Many native apps these days are meant to be used with a horizontal swipe across the entire screen. At my company now, the idea of having our web apps styled in this manner are being thrown around a lot.

This is all well and good when you're on a touch enabled device that actually enables a user to swipe the page to scroll to the right or left, but what is the best web alternative?

Some that I have seen are actually have a scrollbar at the bottom of the page (not a fan of this idea) like this page. This doesn't seem very usable to me or visually appealing.


download bmml source – Wireframes created with Balsamiq Mockups

And another is to have arrows on each side of the screen that allow you to click it, or hover to go one way or the other, like a page wide carousel. Example here.


download bmml source

(Forgive the poor mockups please...)

Is there a better alternative to these? Should there be even different behavior for a website styled in this way to degrade gracefully? And does anyone have examples of a site doing this particularly well?


  • While I realize we aren't talking about carousels, the mechanics of what you are describing are fundamentally the same. UX Movement put up a good stub article on formatting this sort of interface: uxmovement.com/navigation/…
    – Imperative
    Commented Jun 19, 2014 at 0:25

1 Answer 1


At times the industry develops a certain trend and users get educated about the same. Involuntarily they start expecting things which may or may not be efficient solutions of problems, but since we are designing for the user, we have to consider their expectations and mental model while designing.

Talking strictly about web,

Currently the trend of horizontal scrolling is diminishing, and both the sites you linked are somewhat troubling executions. The first one is worse among the two as there is no visual cue for moving horizontally. An average user does not specifically look out for the scroll bars and makes his decisions. The second example, defaults the middle mouse click behavior when it starts navigating sideways when mouse moves at one side. It is tad better than the previous one, but moves away from the standard. Thankfully when they load the site, they clearly tell the user that the navigation works sideways.

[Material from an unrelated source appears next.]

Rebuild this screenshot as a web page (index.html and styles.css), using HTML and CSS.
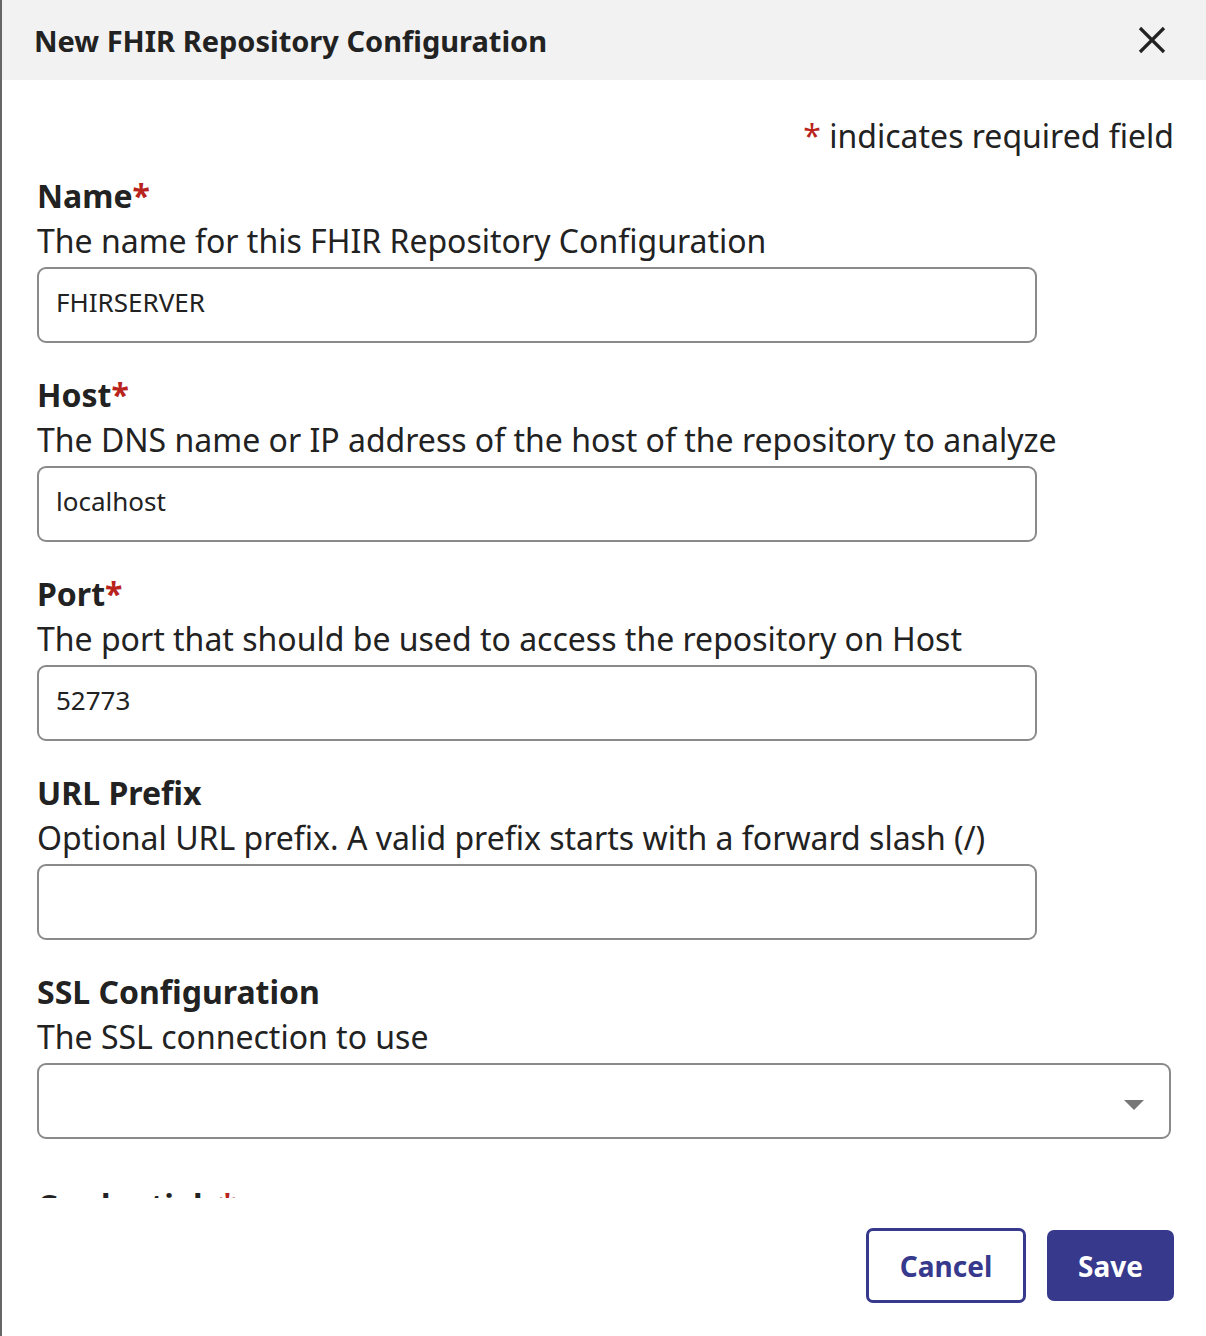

The sites which we see these days, which include Google Nexus, Apple Mac Pro are examples of amazing creations using the vertical scroll, and one of the reasons for using vertical scroll is because it comes natural to the user, who is accustomed to scrolling vertically for data, and which maps with his action on mouse wheel. With the arrival of compatible technologies, we have seen more creative executions of vertical scrolls, and users expect the same these days. (Personal experience : Horizontal scroll is frowned upon).

Am I completely discouraging you from horizontal scrolling? Well, No. There are times when horizontal scrolling makes sense, like building a book layout which should turn pages or flow sideways, but times like this, I'd recommend capturing the mouse wheel action and mapping it to a effective horizontal scroll coupled with animations. In other words, a mouse wheel scroll or the track-pad scroll gesture should take you from one view to another seamlessly creating an impression of fluidity. This should not annoy your user very much so he might accept the shift the current trends.

Also graceful degradation is entirely different consideration.